§ **Stored records**
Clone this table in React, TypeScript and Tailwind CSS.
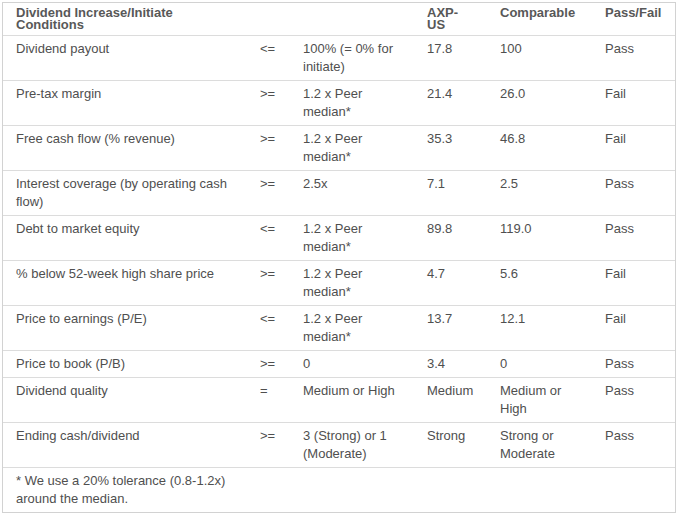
import React from "react";

type Row = { name: string; op: string; cond: string; axp: string; comp: string; pf: string };

const rows: Row[] = [
  { name: "Dividend payout", op: "<=", cond: "100% (= 0% for initiate)", axp: "17.8", comp: "100", pf: "Pass" },
  { name: "Pre-tax margin", op: ">=", cond: "1.2 x Peer median*", axp: "21.4", comp: "26.0", pf: "Fail" },
  { name: "Free cash flow (% revenue)", op: ">=", cond: "1.2 x Peer median*", axp: "35.3", comp: "46.8", pf: "Fail" },
  { name: "Interest coverage (by operating cash flow)", op: ">=", cond: "2.5x", axp: "7.1", comp: "2.5", pf: "Pass" },
  { name: "Debt to market equity", op: "<=", cond: "1.2 x Peer median*", axp: "89.8", comp: "119.0", pf: "Pass" },
  { name: "% below 52-week high share price", op: ">=", cond: "1.2 x Peer median*", axp: "4.7", comp: "5.6", pf: "Fail" },
  { name: "Price to earnings (P/E)", op: "<=", cond: "1.2 x Peer median*", axp: "13.7", comp: "12.1", pf: "Fail" },
  { name: "Price to book (P/B)", op: ">=", cond: "0", axp: "3.4", comp: "0", pf: "Pass" },
  { name: "Dividend quality", op: "=", cond: "Medium or High", axp: "Medium", comp: "Medium or High", pf: "Pass" },
  { name: "Ending cash/dividend", op: ">=", cond: "3 (Strong) or 1 (Moderate)", axp: "Strong", comp: "Strong or Moderate", pf: "Pass" },
];

const grid = "grid grid-cols-[244px_43px_124px_73px_105px_83px]";

export default function App() {
  return (
    <div className="bg-white w-[679px] h-[515px] pt-[2px] pl-[2px]" style={{ fontFamily: '"Liberation Sans", Arial, sans-serif' }}>
      <div className="w-[674px] border border-[#d2d2d2] text-[13px] text-[#4f4f4f]">
        <div className={`${grid} border-b border-[#dcdcdc] font-bold text-[#585858] leading-[12px]`}>
          <div className="pl-[13px] pr-[11px] pt-[4px] pb-[4px]">
            <div>Dividend Increase/Initiate</div>
            <div>Conditions</div>
          </div>
          <div className="pl-[13px] pt-[4px] pb-[4px]"></div>
          <div className="pl-[13px] pt-[4px] pb-[4px]"></div>
          <div className="pl-[13px] pt-[4px] pb-[4px]">
            <div>AXP-</div>
            <div>US</div>
          </div>
          <div className="pl-[13px] pt-[4px] pb-[4px]">Comparable</div>
          <div className="pl-[13px] pt-[4px] pb-[4px]">Pass/Fail</div>
        </div>
        {rows.map((r, i) => (
          <div key={i} className={`${grid} border-b border-[#dcdcdc] leading-[18px]`}>
            <div className="pl-[13px] pr-[11px] py-[4px]">{r.name}</div>
            <div className="pl-[13px] py-[4px]">{r.op}</div>
            <div className="pl-[13px] pr-[15px] py-[4px]">{r.cond}</div>
            <div className="pl-[13px] pr-[8px] py-[4px]">{r.axp}</div>
            <div className="pl-[13px] pr-[12px] py-[4px]">{r.comp}</div>
            <div className="pl-[13px] py-[4px]">{r.pf}</div>
          </div>
        ))}
        <div className={`${grid} leading-[18px]`}>
          <div className="pl-[13px] pr-[11px] py-[4px]">* We use a 20% tolerance (0.8-1.2x) around the median.</div>
        </div>
      </div>
    </div>
  );
}
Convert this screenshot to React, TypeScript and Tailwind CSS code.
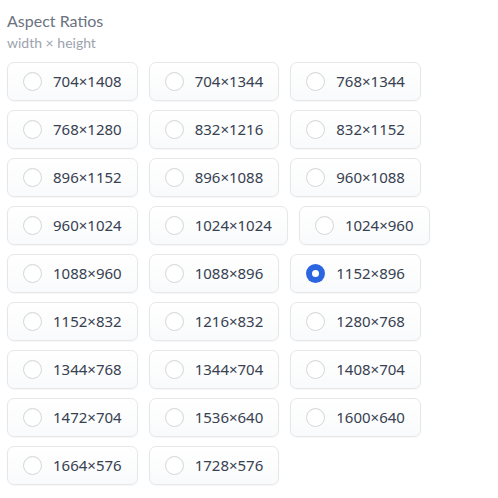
import React from "react";

const items = [
  "704×1408","704×1344","768×1344",
  "768×1280","832×1216","832×1152",
  "896×1152","896×1088","960×1088",
  "960×1024","1024×1024","1024×960",
  "1088×960","1088×896","1152×896",
  "1152×832","1216×832","1280×768",
  "1344×768","1344×704","1408×704",
  "1472×704","1536×640","1600×640",
  "1664×576","1728×576",
];

export default function App() {
  const selected = "1152×896";
  return (
    <div className="w-[498px] h-[498px] bg-white px-[7px] pt-[10px]" style={{ fontFamily: "Lato, 'Noto Sans', sans-serif" }}>
      <div className="text-[16px] leading-[22px] text-[#6b7280]">Aspect Ratios</div>
      <div className="text-[14px] leading-[20px] text-[#9ca3af] mt-[1px]">width × height</div>
      <div className="flex flex-wrap gap-x-[11px] gap-y-[9px] mt-[9px] w-[440px]">
        {items.map((it) => {
          const on = it === selected;
          return (
            <div
              key={it}
              className="h-[39px] flex items-center pl-[15px] pr-[15px] rounded-[7px] border border-[#e5e7eb] bg-gradient-to-b from-white to-[#f9fafb] shadow-[0_1px_2px_rgba(0,0,0,0.04)]"
            >
              {on ? (
                <span className="w-[19px] h-[19px] rounded-full bg-[#2b65e0] flex items-center justify-center">
                  <span className="w-[7px] h-[7px] rounded-full bg-white" />
                </span>
              ) : (
                <span className="w-[19px] h-[19px] rounded-full border border-[#d4d6da] bg-white shadow-[inset_0_1px_1px_rgba(0,0,0,0.03)]" />
              )}
              <span className="ml-[11px] text-[15px] text-[#374151]" style={{ fontFamily: "'Noto Sans', sans-serif" }}>{it}</span>
            </div>
          );
        })}
      </div>
    </div>
  );
}
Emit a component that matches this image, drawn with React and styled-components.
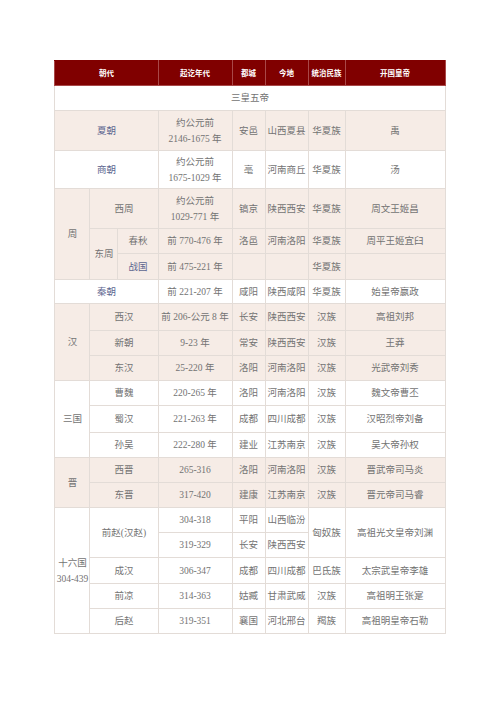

§ **Work required**
Take the listing and print it again exactly, but without any pictures.

§ **Problem solution**
Clone this table in React, TypeScript and Tailwind CSS.
import React from "react";

type Row = { name: string; op: string; cond: string; axp: string; comp: string; pf: string };

const rows: Row[] = [
  { name: "Dividend payout", op: "<=", cond: "100% (= 0% for initiate)", axp: "17.8", comp: "100", pf: "Pass" },
  { name: "Pre-tax margin", op: ">=", cond: "1.2 x Peer median*", axp: "21.4", comp: "26.0", pf: "Fail" },
  { name: "Free cash flow (% revenue)", op: ">=", cond: "1.2 x Peer median*", axp: "35.3", comp: "46.8", pf: "Fail" },
  { name: "Interest coverage (by operating cash flow)", op: ">=", cond: "2.5x", axp: "7.1", comp: "2.5", pf: "Pass" },
  { name: "Debt to market equity", op: "<=", cond: "1.2 x Peer median*", axp: "89.8", comp: "119.0", pf: "Pass" },
  { name: "% below 52-week high share price", op: ">=", cond: "1.2 x Peer median*", axp: "4.7", comp: "5.6", pf: "Fail" },
  { name: "Price to earnings (P/E)", op: "<=", cond: "1.2 x Peer median*", axp: "13.7", comp: "12.1", pf: "Fail" },
  { name: "Price to book (P/B)", op: ">=", cond: "0", axp: "3.4", comp: "0", pf: "Pass" },
  { name: "Dividend quality", op: "=", cond: "Medium or High", axp: "Medium", comp: "Medium or High", pf: "Pass" },
  { name: "Ending cash/dividend", op: ">=", cond: "3 (Strong) or 1 (Moderate)", axp: "Strong", comp: "Strong or Moderate", pf: "Pass" },
];

const grid = "grid grid-cols-[244px_43px_124px_73px_105px_83px]";

export default function App() {
  return (
    <div className="bg-white w-[679px] h-[515px] pt-[2px] pl-[2px]" style={{ fontFamily: '"Liberation Sans", Arial, sans-serif' }}>
      <div className="w-[674px] border border-[#d2d2d2] text-[13px] text-[#4f4f4f]">
        <div className={`${grid} border-b border-[#dcdcdc] font-bold text-[#585858] leading-[12px]`}>
          <div className="pl-[13px] pr-[11px] pt-[4px] pb-[4px]">
            <div>Dividend Increase/Initiate</div>
            <div>Conditions</div>
          </div>
          <div className="pl-[13px] pt-[4px] pb-[4px]"></div>
          <div className="pl-[13px] pt-[4px] pb-[4px]"></div>
          <div className="pl-[13px] pt-[4px] pb-[4px]">
            <div>AXP-</div>
            <div>US</div>
          </div>
          <div className="pl-[13px] pt-[4px] pb-[4px]">Comparable</div>
          <div className="pl-[13px] pt-[4px] pb-[4px]">Pass/Fail</div>
        </div>
        {rows.map((r, i) => (
          <div key={i} className={`${grid} border-b border-[#dcdcdc] leading-[18px]`}>
            <div className="pl-[13px] pr-[11px] py-[4px]">{r.name}</div>
            <div className="pl-[13px] py-[4px]">{r.op}</div>
            <div className="pl-[13px] pr-[15px] py-[4px]">{r.cond}</div>
            <div className="pl-[13px] pr-[8px] py-[4px]">{r.axp}</div>
            <div className="pl-[13px] pr-[12px] py-[4px]">{r.comp}</div>
            <div className="pl-[13px] py-[4px]">{r.pf}</div>
          </div>
        ))}
        <div className={`${grid} leading-[18px]`}>
          <div className="pl-[13px] pr-[11px] py-[4px]">* We use a 20% tolerance (0.8-1.2x) around the median.</div>
        </div>
      </div>
    </div>
  );
}
Convert this screenshot to React, TypeScript and Tailwind CSS code.
import React from "react";

const items = [
  "704×1408","704×1344","768×1344",
  "768×1280","832×1216","832×1152",
  "896×1152","896×1088","960×1088",
  "960×1024","1024×1024","1024×960",
  "1088×960","1088×896","1152×896",
  "1152×832","1216×832","1280×768",
  "1344×768","1344×704","1408×704",
  "1472×704","1536×640","1600×640",
  "1664×576","1728×576",
];

export default function App() {
  const selected = "1152×896";
  return (
    <div className="w-[498px] h-[498px] bg-white px-[7px] pt-[10px]" style={{ fontFamily: "Lato, 'Noto Sans', sans-serif" }}>
      <div className="text-[16px] leading-[22px] text-[#6b7280]">Aspect Ratios</div>
      <div className="text-[14px] leading-[20px] text-[#9ca3af] mt-[1px]">width × height</div>
      <div className="flex flex-wrap gap-x-[11px] gap-y-[9px] mt-[9px] w-[440px]">
        {items.map((it) => {
          const on = it === selected;
          return (
            <div
              key={it}
              className="h-[39px] flex items-center pl-[15px] pr-[15px] rounded-[7px] border border-[#e5e7eb] bg-gradient-to-b from-white to-[#f9fafb] shadow-[0_1px_2px_rgba(0,0,0,0.04)]"
            >
              {on ? (
                <span className="w-[19px] h-[19px] rounded-full bg-[#2b65e0] flex items-center justify-center">
                  <span className="w-[7px] h-[7px] rounded-full bg-white" />
                </span>
              ) : (
                <span className="w-[19px] h-[19px] rounded-full border border-[#d4d6da] bg-white shadow-[inset_0_1px_1px_rgba(0,0,0,0.03)]" />
              )}
              <span className="ml-[11px] text-[15px] text-[#374151]" style={{ fontFamily: "'Noto Sans', sans-serif" }}>{it}</span>
            </div>
          );
        })}
      </div>
    </div>
  );
}
Emit a component that matches this image, drawn with React and styled-components.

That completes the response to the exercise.